Stacks of confiscated timber logged illegally in the National Tapajos forest, Brazil. Credit: UN Photo/Eskinder Debebe

By Carey L. Biron
WASHINGTON, Sep 11 2014 (IPS)

At least half of global deforestation is taking place illegally and in support of commercial agriculture, new analysis released Thursday finds – particularly to supply overseas markets.

Over the past decade, a majority of the illegal clearing of forests has been in response to foreign demand for common commodities such as paper, beef, soy and palm oil. Yet governments in major markets such as the United States and European Union are taking almost no steps to urge corporations or consumers to reject such products.“The biggest threat to forests is gradually changing, and that threat is today from commercial agriculture." -- Sam Lawson of Earthsight

Indeed, doing so would be incredibly difficult given the incredibly widespread availability of potentially “dirty” products, the new analysis, published by Forest Trends, a Washington-based watchdog group, suggests.
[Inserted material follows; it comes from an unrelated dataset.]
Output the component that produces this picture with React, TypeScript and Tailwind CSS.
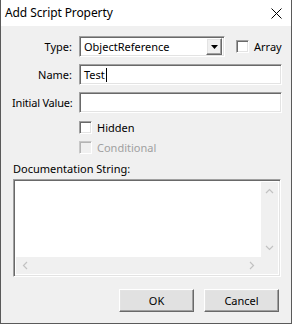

In many countries, consumers are likely using such products on a regular basis.

“In the average supermarket today, the majority of products are at risk of containing commodities that come from illegally deforested lands,” Sam Lawson, the report’s author and director of Earthsight, a British group that investigates environmental crime, told IPS.

“That’s true for any product encased in paper or cardboard, any beef, and any chicken or pork given that these [latter] animals are often raised on soy. And, of course, palm oil is now in almost everything, from lipstick to ice cream.”

In the absence of legislation to prevent such products from being imported and sold, Lawson says, “There’s always this risk.”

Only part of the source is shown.